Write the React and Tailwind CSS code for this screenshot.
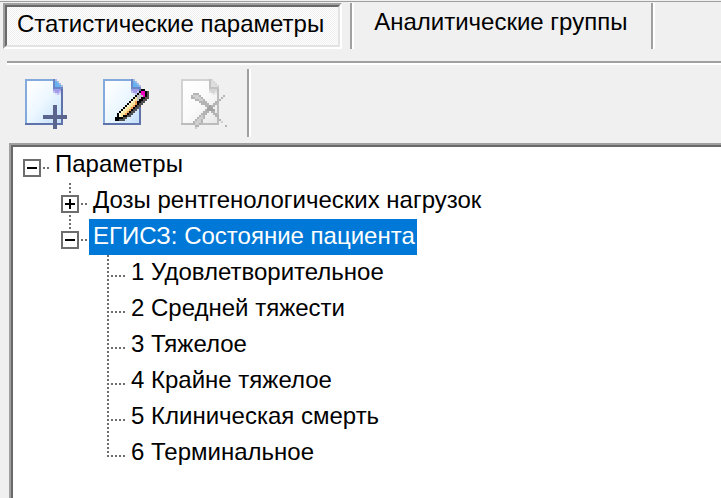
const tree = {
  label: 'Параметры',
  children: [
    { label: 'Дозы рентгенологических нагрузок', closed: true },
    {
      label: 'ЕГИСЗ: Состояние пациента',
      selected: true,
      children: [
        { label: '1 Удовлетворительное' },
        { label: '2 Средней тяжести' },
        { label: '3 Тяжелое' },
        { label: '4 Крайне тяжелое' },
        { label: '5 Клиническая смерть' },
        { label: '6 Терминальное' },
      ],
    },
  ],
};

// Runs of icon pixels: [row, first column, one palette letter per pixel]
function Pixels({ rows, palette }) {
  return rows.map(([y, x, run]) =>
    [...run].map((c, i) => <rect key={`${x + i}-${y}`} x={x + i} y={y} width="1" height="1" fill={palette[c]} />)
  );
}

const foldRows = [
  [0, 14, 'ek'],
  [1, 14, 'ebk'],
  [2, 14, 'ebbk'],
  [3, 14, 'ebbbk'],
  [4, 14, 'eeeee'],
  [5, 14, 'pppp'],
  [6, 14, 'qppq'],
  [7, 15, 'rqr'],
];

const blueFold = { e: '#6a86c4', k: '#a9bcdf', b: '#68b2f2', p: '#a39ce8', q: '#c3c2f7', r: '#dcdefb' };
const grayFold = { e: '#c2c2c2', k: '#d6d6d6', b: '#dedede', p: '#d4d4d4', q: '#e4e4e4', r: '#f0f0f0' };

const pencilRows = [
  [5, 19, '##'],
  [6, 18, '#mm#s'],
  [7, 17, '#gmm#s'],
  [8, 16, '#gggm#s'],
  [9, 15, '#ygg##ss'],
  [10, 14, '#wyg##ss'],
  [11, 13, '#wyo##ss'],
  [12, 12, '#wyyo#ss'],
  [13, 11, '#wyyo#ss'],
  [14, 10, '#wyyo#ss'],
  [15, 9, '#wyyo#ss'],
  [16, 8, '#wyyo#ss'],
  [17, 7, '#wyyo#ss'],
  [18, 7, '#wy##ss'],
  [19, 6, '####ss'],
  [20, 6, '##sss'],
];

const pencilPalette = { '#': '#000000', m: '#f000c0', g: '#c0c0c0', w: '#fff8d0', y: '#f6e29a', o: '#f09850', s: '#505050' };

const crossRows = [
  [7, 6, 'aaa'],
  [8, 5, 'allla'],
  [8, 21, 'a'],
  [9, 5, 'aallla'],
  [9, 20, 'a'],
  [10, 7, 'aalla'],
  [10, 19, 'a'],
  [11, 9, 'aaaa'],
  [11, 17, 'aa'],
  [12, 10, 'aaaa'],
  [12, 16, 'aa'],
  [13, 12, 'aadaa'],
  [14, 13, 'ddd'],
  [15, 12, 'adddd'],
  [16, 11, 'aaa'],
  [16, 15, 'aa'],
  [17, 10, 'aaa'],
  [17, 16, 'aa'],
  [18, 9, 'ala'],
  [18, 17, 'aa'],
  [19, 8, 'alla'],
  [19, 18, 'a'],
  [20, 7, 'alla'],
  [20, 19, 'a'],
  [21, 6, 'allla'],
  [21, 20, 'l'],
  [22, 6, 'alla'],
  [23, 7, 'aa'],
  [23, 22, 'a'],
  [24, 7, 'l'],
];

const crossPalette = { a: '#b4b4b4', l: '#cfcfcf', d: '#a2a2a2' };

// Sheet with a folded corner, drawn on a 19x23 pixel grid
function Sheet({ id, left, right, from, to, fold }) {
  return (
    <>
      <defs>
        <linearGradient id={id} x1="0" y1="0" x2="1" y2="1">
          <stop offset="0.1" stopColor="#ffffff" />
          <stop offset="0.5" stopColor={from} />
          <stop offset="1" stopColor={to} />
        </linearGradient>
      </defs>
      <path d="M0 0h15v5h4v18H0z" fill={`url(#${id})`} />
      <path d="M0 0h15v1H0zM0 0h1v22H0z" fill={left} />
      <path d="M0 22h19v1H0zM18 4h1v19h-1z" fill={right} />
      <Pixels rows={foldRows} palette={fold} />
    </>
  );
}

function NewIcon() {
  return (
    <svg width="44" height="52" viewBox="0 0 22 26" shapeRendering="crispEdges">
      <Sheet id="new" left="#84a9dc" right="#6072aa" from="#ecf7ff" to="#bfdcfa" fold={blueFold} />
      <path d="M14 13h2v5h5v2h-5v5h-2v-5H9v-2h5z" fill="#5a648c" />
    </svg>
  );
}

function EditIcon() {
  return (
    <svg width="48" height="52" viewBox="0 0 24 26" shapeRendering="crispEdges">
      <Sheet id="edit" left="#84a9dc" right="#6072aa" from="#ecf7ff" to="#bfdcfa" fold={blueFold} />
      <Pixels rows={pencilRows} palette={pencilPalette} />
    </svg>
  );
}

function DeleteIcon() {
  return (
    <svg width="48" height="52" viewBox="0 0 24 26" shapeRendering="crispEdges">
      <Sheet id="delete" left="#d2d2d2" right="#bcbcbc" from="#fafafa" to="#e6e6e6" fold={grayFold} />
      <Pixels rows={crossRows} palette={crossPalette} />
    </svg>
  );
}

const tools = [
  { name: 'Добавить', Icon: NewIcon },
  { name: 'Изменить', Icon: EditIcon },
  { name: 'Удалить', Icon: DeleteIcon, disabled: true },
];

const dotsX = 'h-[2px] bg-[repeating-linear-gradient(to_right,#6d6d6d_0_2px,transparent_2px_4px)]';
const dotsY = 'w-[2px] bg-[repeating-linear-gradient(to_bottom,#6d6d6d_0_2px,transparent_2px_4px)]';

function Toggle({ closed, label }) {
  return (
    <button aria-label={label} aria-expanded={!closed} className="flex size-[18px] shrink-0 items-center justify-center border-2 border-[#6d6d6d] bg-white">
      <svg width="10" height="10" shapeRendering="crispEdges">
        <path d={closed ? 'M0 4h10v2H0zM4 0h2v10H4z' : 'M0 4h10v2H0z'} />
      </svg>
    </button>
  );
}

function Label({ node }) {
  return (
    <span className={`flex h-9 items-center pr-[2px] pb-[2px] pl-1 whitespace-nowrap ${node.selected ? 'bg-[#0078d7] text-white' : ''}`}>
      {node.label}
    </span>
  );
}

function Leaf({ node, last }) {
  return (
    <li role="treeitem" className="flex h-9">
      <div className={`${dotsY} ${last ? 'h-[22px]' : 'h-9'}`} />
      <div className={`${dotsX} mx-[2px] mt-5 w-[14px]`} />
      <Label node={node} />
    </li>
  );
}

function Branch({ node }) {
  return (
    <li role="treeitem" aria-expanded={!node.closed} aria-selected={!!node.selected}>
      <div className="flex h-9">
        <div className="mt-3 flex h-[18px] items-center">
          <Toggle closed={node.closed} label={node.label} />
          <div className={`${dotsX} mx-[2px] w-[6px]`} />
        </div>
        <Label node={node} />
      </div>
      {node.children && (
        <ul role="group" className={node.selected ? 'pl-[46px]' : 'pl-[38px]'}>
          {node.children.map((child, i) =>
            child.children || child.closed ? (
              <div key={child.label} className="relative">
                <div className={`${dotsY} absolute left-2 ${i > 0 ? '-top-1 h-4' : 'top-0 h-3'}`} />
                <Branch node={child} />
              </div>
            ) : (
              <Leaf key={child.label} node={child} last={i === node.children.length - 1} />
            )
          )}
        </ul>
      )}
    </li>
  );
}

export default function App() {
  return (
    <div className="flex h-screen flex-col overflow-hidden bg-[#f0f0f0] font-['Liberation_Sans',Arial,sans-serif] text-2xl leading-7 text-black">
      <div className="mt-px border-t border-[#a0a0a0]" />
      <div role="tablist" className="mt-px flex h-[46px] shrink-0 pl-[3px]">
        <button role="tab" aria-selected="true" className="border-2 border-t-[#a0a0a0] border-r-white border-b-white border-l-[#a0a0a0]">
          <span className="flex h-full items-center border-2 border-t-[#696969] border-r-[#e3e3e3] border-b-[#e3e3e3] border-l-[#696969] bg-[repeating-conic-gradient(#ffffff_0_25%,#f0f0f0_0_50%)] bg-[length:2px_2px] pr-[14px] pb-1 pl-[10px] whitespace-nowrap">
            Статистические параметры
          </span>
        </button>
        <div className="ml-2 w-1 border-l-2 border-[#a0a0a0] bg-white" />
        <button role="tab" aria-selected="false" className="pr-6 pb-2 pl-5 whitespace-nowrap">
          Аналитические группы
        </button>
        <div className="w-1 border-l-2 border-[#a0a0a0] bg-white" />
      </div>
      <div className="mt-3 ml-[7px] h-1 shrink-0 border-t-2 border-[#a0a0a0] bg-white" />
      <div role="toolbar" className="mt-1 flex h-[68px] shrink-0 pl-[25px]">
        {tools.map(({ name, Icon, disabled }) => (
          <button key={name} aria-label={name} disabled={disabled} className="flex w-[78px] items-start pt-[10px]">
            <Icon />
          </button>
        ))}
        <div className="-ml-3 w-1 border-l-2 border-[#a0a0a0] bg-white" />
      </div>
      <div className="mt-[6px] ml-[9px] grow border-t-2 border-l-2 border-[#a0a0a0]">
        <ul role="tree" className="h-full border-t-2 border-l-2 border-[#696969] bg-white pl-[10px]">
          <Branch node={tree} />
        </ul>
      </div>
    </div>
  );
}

++++++++++++++++++++

**Directions for this task**
From the first line above down to the line with "o: '#f09850', s: '#505050'", reproduce every line and no others, omitting pictures.

**Solution to this problem**
Write the React and Tailwind CSS code for this screenshot.
const tree = {
  label: 'Параметры',
  children: [
    { label: 'Дозы рентгенологических нагрузок', closed: true },
    {
      label: 'ЕГИСЗ: Состояние пациента',
      selected: true,
      children: [
        { label: '1 Удовлетворительное' },
        { label: '2 Средней тяжести' },
        { label: '3 Тяжелое' },
        { label: '4 Крайне тяжелое' },
        { label: '5 Клиническая смерть' },
        { label: '6 Терминальное' },
      ],
    },
  ],
};

// Runs of icon pixels: [row, first column, one palette letter per pixel]
function Pixels({ rows, palette }) {
  return rows.map(([y, x, run]) =>
    [...run].map((c, i) => <rect key={`${x + i}-${y}`} x={x + i} y={y} width="1" height="1" fill={palette[c]} />)
  );
}

const foldRows = [
  [0, 14, 'ek'],
  [1, 14, 'ebk'],
  [2, 14, 'ebbk'],
  [3, 14, 'ebbbk'],
  [4, 14, 'eeeee'],
  [5, 14, 'pppp'],
  [6, 14, 'qppq'],
  [7, 15, 'rqr'],
];

const blueFold = { e: '#6a86c4', k: '#a9bcdf', b: '#68b2f2', p: '#a39ce8', q: '#c3c2f7', r: '#dcdefb' };
const grayFold = { e: '#c2c2c2', k: '#d6d6d6', b: '#dedede', p: '#d4d4d4', q: '#e4e4e4', r: '#f0f0f0' };

const pencilRows = [
  [5, 19, '##'],
  [6, 18, '#mm#s'],
  [7, 17, '#gmm#s'],
  [8, 16, '#gggm#s'],
  [9, 15, '#ygg##ss'],
  [10, 14, '#wyg##ss'],
  [11, 13, '#wyo##ss'],
  [12, 12, '#wyyo#ss'],
  [13, 11, '#wyyo#ss'],
  [14, 10, '#wyyo#ss'],
  [15, 9, '#wyyo#ss'],
  [16, 8, '#wyyo#ss'],
  [17, 7, '#wyyo#ss'],
  [18, 7, '#wy##ss'],
  [19, 6, '####ss'],
  [20, 6, '##sss'],
];

const pencilPalette = { '#': '#000000', m: '#f000c0', g: '#c0c0c0', w: '#fff8d0', y: '#f6e29a', o: '#f09850', s: '#505050' };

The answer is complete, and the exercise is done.